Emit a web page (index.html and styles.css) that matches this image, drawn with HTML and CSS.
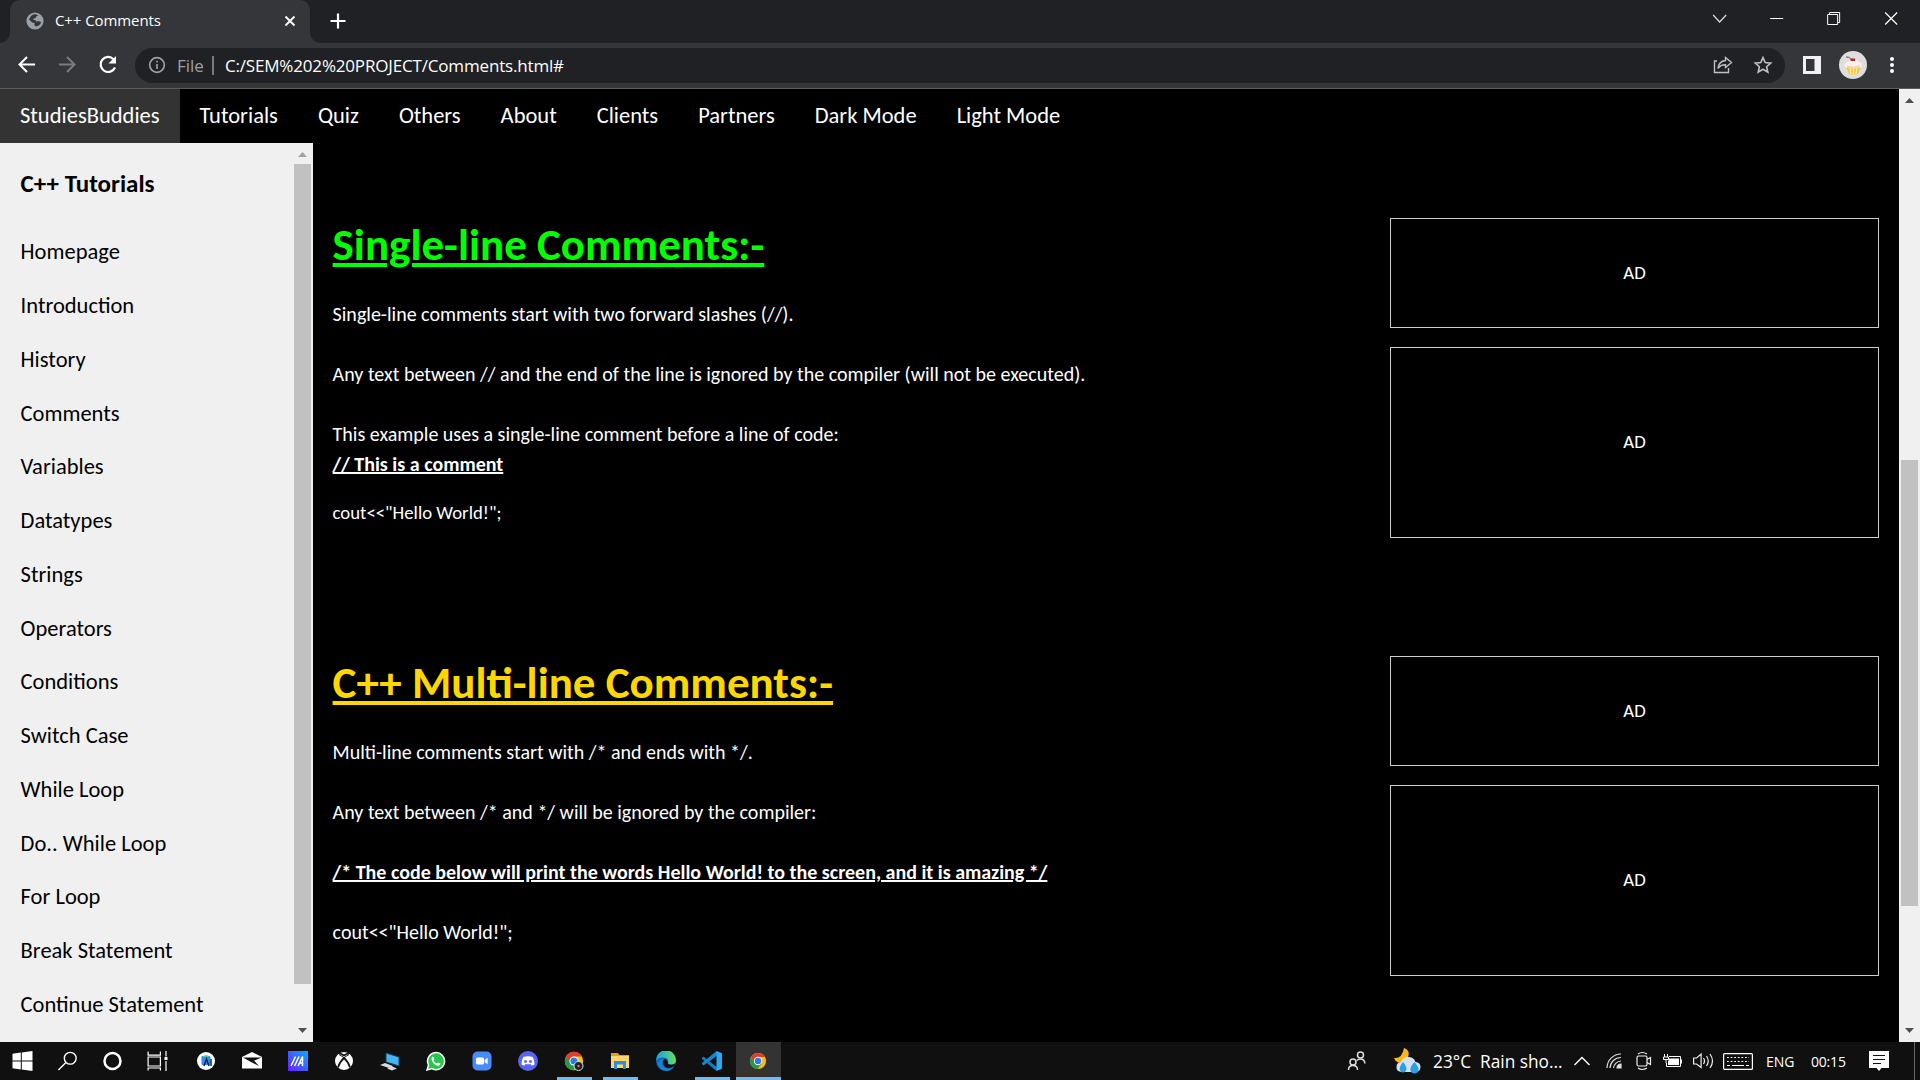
FILE: index.html
```html
<!DOCTYPE html>
<html lang="en">
<head>
<meta charset="utf-8">
<title>C++ Comments</title>
<link rel="stylesheet" href="styles.css">
</head>
<body>
<header class="tabstrip">
  <div class="tab">
    <svg class="favicon" width="18" height="18" viewBox="0 0 18 18"><circle cx="9" cy="9" r="8.6" fill="#9aa0a6"/><path d="M9 2.2c-1.500 0-3.200.8-4.200 2L3 7.500l3.200 3 2.400.4-.2 2.300 1.500 1.300c2.500-.2 4.600-2 5.300-4.300l-2.700-1.100-2.200.6-.8-1.800-2.200.2.200-1.700 2-.2.600-1.600 2-.9C11.300 2.700 10.200 2.200 9 2.200z" fill="#35363a"/></svg>
    <span class="tab-title">C++ Comments</span>
    <svg width="12" height="12" viewBox="0 0 12 12" fill="none" stroke="#fff" stroke-width="1.900"><path d="M1.500 1.500l9 9M10.500 1.500l-9 9"/></svg>
  </div>
  <svg class="new-tab" width="16" height="16" viewBox="0 0 16 16" stroke="#fff" stroke-width="2.200"><path d="M8 .5v15M.5 8h15"/></svg>
  <div class="window-buttons">
    <svg viewBox="0 0 57 36" fill="none" stroke="#ddd" stroke-width="1.200"><path d="M22 15l6.500 7 6.500-7"/></svg>
    <svg viewBox="0 0 57 36" stroke="#fff"><path d="M22 18.500h13"/></svg>
    <svg viewBox="0 0 57 36" fill="none" stroke="#fff"><path d="M22.500 14.500h10v10h-10zM24.500 14v-1.500h10v10H33"/></svg>
    <svg viewBox="0 0 57 36" fill="none" stroke="#fff" stroke-width="1.200"><path d="M22 12.500l12 12M34 12.500l-12 12"/></svg>
  </div>
</header>
<div class="toolbar">
  <svg width="40" height="40" viewBox="0 0 40 40" fill="none" stroke="#fff" stroke-width="2"><path d="M28 19.500H13M20 12l-7.500 7.500L20 27"/></svg>
  <svg width="40" height="40" viewBox="0 0 40 40" fill="none" stroke="#7b7c7f" stroke-width="2"><path d="M12 19.500h15M20 12l7.500 7.500L20 27"/></svg>
  <svg width="40" height="40" viewBox="0 0 40 40" fill="none" stroke="#fff" stroke-width="2.200"><path d="M28 22.500a7.500 7.500 0 1 1-1.500-8.300"/><path d="M29 11v7.500h-7.500z" fill="#fff" stroke="none"/></svg>
  <div class="omnibox">
    <svg width="18" height="18" viewBox="0 0 18 18" fill="none" stroke="#9aa0a6" stroke-width="1.700"><circle cx="9" cy="9" r="7.300"/><path d="M9 8v5M9 4.700v1.800"/></svg>
    <span class="scheme">File</span>
    <span class="url">C:/SEM%202%20PROJECT/Comments.html#</span>
    <svg width="20" height="20" viewBox="0 0 20 20" fill="none" stroke="#bdc1c6" stroke-width="1.400"><path d="M4 6H1.500v11.500h14V13M12.500 2.500l6 5-6 5V9.700c-3.500 0-5.800 1-7.500 3.800.4-4.300 3-7.500 7.500-8z"/></svg>
    <svg class="star" width="20" height="20" viewBox="0 0 20 20" fill="none" stroke="#bdc1c6" stroke-width="1.600"><path d="M10 2.600l2.200 5 5.500.5-4.100 3.600 1.200 5.400-4.800-2.900-4.800 2.900 1.200-5.400L2.300 8.100l5.500-.5z"/></svg>
  </div>
  <svg class="panel" width="18" height="18" viewBox="0 0 18 18"><path d="M0 0h18v18H0z" fill="#f1f1f5"/><path d="M3 3h8.500v12H3z" fill="#35363a"/></svg>
  <svg class="avatar" width="28" height="28" viewBox="0 0 28 28"><circle cx="14" cy="14" r="14" fill="#dedede"/><path d="M7 16l3 7q4 1.500 9 0L22 16z" fill="#f3c747"/><path d="M11 17l1 6M14.500 17v7M18 17l-1 6" stroke="#fff0a8" stroke-width="1.200"/><path d="M5.500 14.500q0-3 3-3.500 2-3 5.500-3t5.500 3q3.500.5 3.500 3.500 0 2.500-4 2-4.500 2-9 0-4.500.5-4.500-2z" fill="#fff0e4"/><path d="M11.500 7.500h4.500v2.500h-4.500z" fill="#c31f2c"/><path d="M7 6q3-.5 5 2" stroke="#555" fill="none"/><path d="M8 15q6 3 13-.5" stroke="#e5b391" stroke-width=".8" fill="none"/></svg>
  <svg class="menu-dots" width="6" height="18" viewBox="0 0 6 18" fill="#fff"><circle cx="3" cy="3" r="2"/><circle cx="3" cy="9" r="2"/><circle cx="3" cy="15" r="2"/></svg>
</div>

<div class="page">
  <div class="document">
    <nav class="topnav">
      <a class="brand">StudiesBuddies</a><a>Tutorials</a><a>Quiz</a><a>Others</a><a>About</a><a>Clients</a><a>Partners</a><a>Dark Mode</a><a>Light Mode</a>
    </nav>
    <div class="columns">
      <aside class="sidebar">
        <div class="links">
          <h4>C++ Tutorials</h4>
          <a>Homepage</a><a>Introduction</a><a>History</a><a>Comments</a><a>Variables</a><a>Datatypes</a><a>Strings</a><a>Operators</a><a>Conditions</a><a>Switch Case</a><a>While Loop</a><a>Do.. While Loop</a><a>For Loop</a><a>Break Statement</a><a>Continue Statement</a>
        </div>
        <div class="scrollbar">
          <svg class="arrow" width="9" height="5" viewBox="0 0 9 5" fill="#a3a3a3"><path d="M0 5l4.500-5L9 5z"/></svg>
          <div class="thumb"></div>
          <svg class="arrow" width="9" height="5" viewBox="0 0 9 5" fill="#505050"><path d="M0 0l4.500 5L9 0z"/></svg>
        </div>
      </aside>
      <main>
        <section>
          <article>
            <h1 class="green">Single-line Comments:-</h1>
            <p>Single-line comments start with two forward slashes (//).<br><br>Any text between // and the end of the line is ignored by the compiler (will not be executed).<br><br>This example uses a single-line comment before a line of code:<br><b>// This is a comment</b></p>
            <p class="small">cout&lt;&lt;"Hello World!";</p>
          </article>
          <div class="ads"><div class="ad">AD</div><div class="ad tall">AD</div></div>
        </section>
        <section>
          <article>
            <h1 class="gold">C++ Multi-line Comments:-</h1>
            <p>Multi-line comments start with /* and ends with */.<br><br>Any text between /* and */ will be ignored by the compiler:<br><br><b>/* The code below will print the words Hello World! to the screen, and it is amazing */</b><br><br>cout&lt;&lt;"Hello World!";</p>
          </article>
          <div class="ads"><div class="ad">AD</div><div class="ad tall">AD</div></div>
        </section>
      </main>
    </div>
  </div>
  <div class="scrollbar page-scroll">
    <svg class="arrow" width="9" height="5" viewBox="0 0 9 5" fill="#505050"><path d="M0 5l4.500-5L9 5z"/></svg>
    <div class="thumb"></div>
    <svg class="arrow" width="9" height="5" viewBox="0 0 9 5" fill="#505050"><path d="M0 0l4.500 5L9 0z"/></svg>
  </div>
</div>

<footer class="taskbar">
  <div class="system">
    <svg width="20" height="20" viewBox="0 0 20 20" fill="#fff"><path d="M0 2.800l8.300-1.200v8H0zM9.300 1.400L20 0v9.600H9.300zM0 10.500h8.300v8L0 17.300zM9.300 10.500H20V20L9.300 18.600z"/></svg>
    <svg width="22" height="22" viewBox="0 0 22 22" fill="none" stroke="#fff" stroke-width="1.500"><circle cx="14" cy="8" r="6.500"/><path d="M9.300 12.700L1 21"/></svg>
    <svg width="20" height="20" viewBox="0 0 20 20" fill="none" stroke="#fff" stroke-width="2.500"><circle cx="10" cy="10" r="8"/></svg>
    <svg width="20" height="20" viewBox="0 0 20 20" fill="none" stroke="#fff" stroke-width="1.200"><path d="M.6.500v3.600h12.300V.5M.6 6h12.300v9H.6zM.6 19.500V17h12.300v2.500M18.500 0v5.500M18.500 10v10"/><path d="M17 6h3v3h-3z" fill="#fff" stroke="none"/></svg>
  </div>
  <div class="apps">
    <div class="app"><svg width="20" height="20" viewBox="0 0 20 20"><circle cx="10" cy="10" r="9" fill="#fff"/><rect x="5.500" y="5" width="9" height="9" rx="1" fill="#4285f4"/><path d="M6.500 6q3.500-4 7 0z" fill="#3ddc84"/><path d="M8 15l2.500-7 2.500 7M15 8v7" stroke="#073042" stroke-width="1.500" fill="none"/></svg></div>
    <div class="app"><svg width="20" height="20" viewBox="0 0 20 20"><path d="M0 6l10-5 10 5v11.500H0z" fill="#fff"/><path d="M1 6.500h18.500L9 11zM9 11l8 4-5-5.500z" fill="#111"/></svg></div>
    <div class="app"><svg width="20" height="20" viewBox="0 0 20 20"><defs><linearGradient id="armoury" x2="1" y1="1" y2="0"><stop stop-color="#6a1cff"/><stop offset="1" stop-color="#0aaaff"/></linearGradient></defs><path d="M0 0h20v20H0z" fill="url(#armoury)"/><path d="M3 15L7.500 5.500M6.500 15l4.500-9.500M10 15l4.500-9.500v9.500M11 12h4" stroke="#fff" stroke-width="1.500" fill="none"/></svg></div>
    <div class="app"><svg width="20" height="20" viewBox="0 0 20 20"><circle cx="10" cy="10" r="9" fill="#fff"/><path d="M5 2.500q2.500 0 5 2 2.500-2 5-2M4 16.500Q5.500 11 10 7q4.500 4 6 9.500" fill="none" stroke="#111" stroke-width="1.700"/><path d="M5 3.500Q8 5 10 7q2-2 5-3.500" fill="none" stroke="#111"/></svg></div>
    <div class="app"><svg width="20" height="20" viewBox="0 0 20 20"><path d="M6 2l13 4v9L6 11z" fill="#45b6f5" stroke="#173f62"/><path d="M0 14l5-2 8 3-4 2zM7 17.500l5-2 5 2-5 2z" fill="#d5dde2"/></svg></div>
    <div class="app"><svg width="20" height="20" viewBox="0 0 20 20"><path d="M1 19l1.500-5A8.500 8.500 0 1 1 6 17.600z" fill="#29c64d" stroke="#fff" stroke-width="1.500"/><path d="M7 5.500l1.500 2.700-1 1.200q1.200 2.200 3.400 3.200l1.200-1.200 2.500 1.400q-.4 2.200-2.600 2Q6.500 13.500 5.500 8q0-2 1.500-2.500z" fill="#fff"/></svg></div>
    <div class="app"><svg width="20" height="20" viewBox="0 0 20 20"><rect x=".5" y=".5" width="19" height="19" rx="5" fill="#4a8cf7"/><rect x="4" y="6.500" width="8" height="7" rx="1.500" fill="#fff"/><path d="M12.600 9l3-2.300v6.600l-3-2.300z" fill="#fff"/></svg></div>
    <div class="app"><svg width="20" height="20" viewBox="0 0 20 20"><circle cx="10" cy="10" r="10" fill="#5865f2"/><path d="M7.500 5.500q2.500-.7 5 0 1.500 0 2.500 1 1.500 3 1.500 7l-2.700 1.200-1-1.400H7.200l-1 1.400-2.700-1.200q0-4 1.500-7 1-1 2.500-1z" fill="#fff"/><circle cx="7.500" cy="10.500" r="1.400" fill="#5865f2"/><circle cx="12.500" cy="10.500" r="1.400" fill="#5865f2"/></svg></div>
    <div class="app open"><svg width="20" height="20" viewBox="0 0 20 20"><circle cx="10" cy="10" r="9.200" fill="#f9bf17"/><path d="M2 5.500A9.200 9.200 0 0 1 18 5.500H10L5.500 12z" fill="#e33b2e"/><path d="M2 5.500A9.200 9.200 0 0 0 9.500 19.200L13.500 13 7 13z" fill="#269847"/><circle cx="10" cy="10" r="4.600" fill="#fff"/><circle cx="10" cy="10" r="3.600" fill="#2c7bea"/><circle cx="14.500" cy="15" r="4.500" fill="#222" stroke="#bfe3ff"/><circle cx="14.500" cy="15" r="1.200" fill="#f06a4a"/></svg></div>
    <div class="app open"><svg width="20" height="20" viewBox="0 0 20 20"><path d="M1 2h7l1.500 2H19v4H1z" fill="#dfa01c"/><path d="M1 5h18v12H1z" fill="#ffd768"/><path d="M4 18v-8h12v8h-3v-4.500H7V18z" fill="#2d8fd5"/></svg></div>
    <div class="app"><svg width="20" height="20" viewBox="0 0 20 20"><defs><linearGradient id="edge"><stop stop-color="#1a9fe5"/><stop offset="1" stop-color="#67dd5b"/></linearGradient></defs><circle cx="10" cy="10" r="10" fill="#0f65b9"/><path d="M0 9.500A10 10 0 0 1 20 9q0 4.500-5 4.500-4 0-3-2Q13 7 8 6.500 3 6 0 9.500z" fill="url(#edge)"/><path d="M8 8q-3 4 1 8 4 2.500 9-.5l2-4q-2 2.500-5 2.300-3.500-.3-3-2.300Q11 8 8 8z" fill="#111"/><path d="M8 8q-3.500 4 0 8 4 3.500 10-.5Q15 20 10 20 2 19 2 12q1-4 6-4z" fill="#1683d0"/></svg></div>
    <div class="app open"><svg width="20" height="20" viewBox="0 0 20 20"><path d="M0 7l1.500-1.500L16 17l-1.500 3L0 8z" fill="#1479bd"/><path d="M0 13l1.500 1.500L16 4 14.500 0 0 12z" fill="#1687ce"/><path d="M14.500 0L20 2.300v15.400L14.500 20z" fill="#2aa9f2"/></svg></div>
    <div class="app open active"><svg width="18" height="18" viewBox="0 0 20 20"><circle cx="10" cy="10" r="9" fill="#f9bf17"/><path d="M2.200 5.500A9 9 0 0 1 17.800 5.500H10L5.500 12z" fill="#e33b2e"/><path d="M2.200 5.500A9 9 0 0 0 9.500 19L14 13 7 13z" fill="#269847"/><circle cx="10" cy="10" r="4.600" fill="#fff"/><circle cx="10" cy="10" r="3.600" fill="#2c7bea"/></svg></div>
  </div>
  <div class="tray">
    <svg class="people" width="19" height="20" viewBox="0 0 19 20" fill="none" stroke="#ddd" stroke-width="1.500"><circle cx="6" cy="11" r="3"/><path d="M1.500 19q0-4.500 4.500-4.500t4.500 4.500"/><circle cx="13.500" cy="4" r="3"/><path d="M10 9.500q1-1.500 3.500-1.500 4 0 4.500 4.500"/></svg>
    <svg class="weather" width="28" height="28" viewBox="0 0 28 28"><path d="M11 1q6 2 4.500 8T5 15.500Q2 14 1 11q8 1 10-10z" fill="#fbb61f"/><path d="M8 25q-5-1-4.500-5.500T8 15q2-5 7-5 6 0 7.500 5 5 .5 5 5T23 25z" fill="#d3e1f7"/><path d="M10 15q-4 5-3.300 7.500Q7.500 25.500 10 25.500t3.500-3Q13.500 19 10 15zM21.500 15q-5 5.500-4 8.500.8 3 4 3t4-3q.5-3.500-4-8.500z" fill="#2a9fe3"/></svg>
    <span class="forecast">23°C&nbsp; Rain sho...</span>
    <svg class="up" width="16" height="10" viewBox="0 0 16 10" fill="none" stroke="#fff" stroke-width="1.400"><path d="M.5 9L8 1.500 15.500 9"/></svg>
    <svg class="wifi" width="16" height="16" viewBox="0 0 16 16" fill="none" stroke="#ddd" stroke-width="1.200"><path d="M1 15A14 14 0 0 1 15 1M4 15A11 11 0 0 1 15 4.500M7.500 15A8 8 0 0 1 15 8"/><path d="M11 15a4 4 0 0 1 4-4v4z" fill="#ddd"/></svg>
    <svg class="meet" width="16" height="20" viewBox="0 0 16 20" fill="none" stroke="#eee" stroke-width="1.200"><rect x="1" y="5" width="10" height="10" rx="1.500"/><path d="M11 8.500l3.500-2v7l-3.500-2M2 3q4-3 9 0M2 17q4 3 9 0"/></svg>
    <svg class="battery" width="20" height="14" viewBox="0 0 20 14" fill="none" stroke="#fff"><path d="M6 2.500h11.500v10h-14V9M18.500 5.500v4"/><path d="M6 4.500h10v6.500H5V8z" fill="#fff" stroke="none"/><path d="M1.500 0v3M4.500 0v3M.5 3h5v2.500h-5zM3 5v4"/></svg>
    <svg class="sound" width="21" height="18" viewBox="0 0 21 18" fill="none" stroke="#eee" stroke-width="1.200"><path d="M.6 6h3l4.500-4v13.500L3.600 12h-3zM10.500 6q2 3 0 6M13.500 4q3.500 5 0 10M17 2q5 7 0 14"/></svg>
    <svg class="keyboard" width="30" height="17" viewBox="0 0 30 17" fill="none" stroke="#fff" stroke-width="1.200"><rect x=".6" y=".6" width="28.800" height="15.800" rx="1"/><path d="M4 4.500h22M4 8.500h22" stroke-dasharray="1.800 1.800"/><path d="M4 12.500h3M9 12.500h12M23 12.500h3"/></svg>
    <span class="lang">ENG</span>
    <span class="clock">00:15</span>
    <svg class="notice" width="20" height="20" viewBox="0 0 20 20"><path d="M0 0h20v17h-7.500L10 20l-2.500-3H0z" fill="#fff"/><path d="M4 4.500h12M4 8.500h12M4 12.500h8" stroke="#111" stroke-width="1.200"/></svg>
  </div>
</footer>
</body>
</html>
```
FILE: styles.css
```css
* { box-sizing: border-box; }
body {
  margin: 0;
  width: 1920px;
  height: 1080px;
  overflow: hidden;
  display: flex;
  flex-direction: column;
  background: #000;
  color: #fff;
  font: 18.75px/1.5 Carlito, Calibri, Lato, sans-serif;
}
svg { display: block; flex: none; }

/* Browser frame */
.tabstrip {
  height: 43px;
  flex: none;
  display: flex;
  background: #202124;
  font: 15px "Segoe UI", "Open Sans", sans-serif;
}
.tab {
  position: relative;
  width: 300px;
  margin-left: 10px;
  padding: 0 14px 2px 16px;
  display: flex;
  align-items: center;
  background: #35363a;
  border-radius: 10px 10px 0 0;
}
.tab::before, .tab::after {
  content: "";
  position: absolute;
  bottom: 0;
  width: 10px;
  height: 10px;
}
.tab::before { left: -10px; background: radial-gradient(circle at 0 0, transparent 9.5px, #35363a 10px); }
.tab::after { right: -10px; background: radial-gradient(circle at 100% 0, transparent 9.5px, #35363a 10px); }
.tab-title { flex: 1; margin: 0 0 1px 11px; letter-spacing: -.08px; }
.new-tab { margin: 13px 0 0 19.5px; }
.window-buttons { margin-left: auto; display: flex; }
.window-buttons svg { width: 57.3px; height: 36px; }

.toolbar {
  height: 46px;
  flex: none;
  display: flex;
  align-items: center;
  padding: 0 0 1px 7px;
  background: #35363a;
  border-bottom: 1px solid #5b5c5f;
  font: 17px "Segoe UI", "Open Sans", sans-serif;
}
.omnibox {
  width: 1650px;
  height: 35px;
  margin-left: 8px;
  padding: 0 12px 0 13px;
  display: flex;
  align-items: center;
  background: #202124;
  border-radius: 18px;
}
.scheme {
  color: #9aa0a6;
  margin-left: 11px;
  padding-right: 8px;
  line-height: 19px;
  border-right: 2px solid #77797d;
}
.url { flex: 1; margin-left: 11px; letter-spacing: -.17px; }
.star { margin-left: 20px; }
.panel { margin-left: 18px; }
.avatar { margin-left: 18px; }
.menu-dots { margin-left: 22px; }

/* Web page */
.page { height: 953px; flex: none; display: flex; }
.document { flex: 1; display: flex; flex-direction: column; }
.topnav { display: flex; flex: none; font-size: 22.5px; }
.topnav a { padding: 10px 20px; }
.topnav .brand { background: #333; }
.columns { flex: 1; min-height: 0; display: flex; }
.sidebar {
  width: 313px;
  flex: none;
  display: flex;
  overflow: hidden;
  background: #f0f0f0;
  color: #000;
}
.links { flex: 1; display: flex; flex-direction: column; font-size: 22.5px; }
.links h4 { margin: 22px 0 23px 20.6px; font-size: 25px; }
.links a { padding: 10px 20px 10px 20.6px; }
.scrollbar {
  width: 20px;
  flex: none;
  padding: 9px 1px 9px 0;
  display: flex;
  flex-direction: column;
  align-items: center;
  background: #f0f0f0;
}
.scrollbar .thumb { width: 17px; height: 820px; margin-top: 7px; background: #c1c1c1; }
.scrollbar .arrow:last-child { margin-top: auto; }
.page-scroll { width: 21px; padding: 9px 0; }
.page-scroll .thumb { height: 446px; margin-top: 357px; }

main { flex: 1; padding: 60px 20px 0 19.6px; }
section { height: 438px; display: flex; justify-content: space-between; }
article { padding-top: 8.5px; font-size: 20px; }
h1 {
  margin: 0 0 20px;
  font-size: 45px;
  text-decoration: underline 4px;
  text-underline-offset: 3px;
}
h1.green { color: #0f0; }
h1.gold { color: #ffd700; }
p { margin: 0 0 20px; }
p.small { font-size: 18.75px; }
b { text-decoration: underline 2px; text-underline-offset: 1px; }
.ads { width: 489px; padding-top: 15px; }
.ad {
  height: 110px;
  margin-bottom: 19px;
  display: flex;
  align-items: center;
  justify-content: center;
  border: 1px solid #ccc;
}
.ad.tall { height: 191px; margin: 0; }

/* Taskbar */
.taskbar {
  height: 38px;
  flex: none;
  display: flex;
  align-items: stretch;
  background: #101010;
  font-family: "Segoe UI", "Open Sans", sans-serif;
}
.system { display: flex; width: 183px; }
.system svg { width: 45px; height: 20px; margin-top: 9px; }
.apps { display: flex; }
.app { width: 46px; padding: 9px 5px 0; display: flex; flex-direction: column; align-items: center; }
.app svg { height: 20px; }
.app.open::after { content: ""; width: 35px; height: 3px; margin-top: 6px; background: #76b9ed; }
.app.active { width: 45px; margin-left: 1px; padding: 9px 1px 0 0; background: #333; }
.app.active::after { width: 45px; margin-right: -1px; }
.tray {
  flex: 1;
  margin-right: 5px;
  border-right: 1px solid #666;
  display: flex;
  align-items: center;
  font-size: 14px;
}
.people { margin-left: 566px; }
.weather { margin-left: 27px; }
.forecast { margin: 2px 0 0 12px; font-size: 17.3px; width: 129px; white-space: nowrap; }
.up { margin-left: 12px; }
.wifi { margin-left: 16px; }
.meet { margin-left: 14px; }
.battery { margin-left: 11px; }
.sound { margin-left: 10px; }
.keyboard { margin-left: 9px; }
.lang { margin-left: 13px; width: 29px; }
.clock { margin-left: 16px; width: 36px; letter-spacing: -.2px; }
.notice { margin-left: 22px; }
```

▸ Goal
Calculate how many lines of the material include the string "with", and state that number by itself.

▸ Reply
3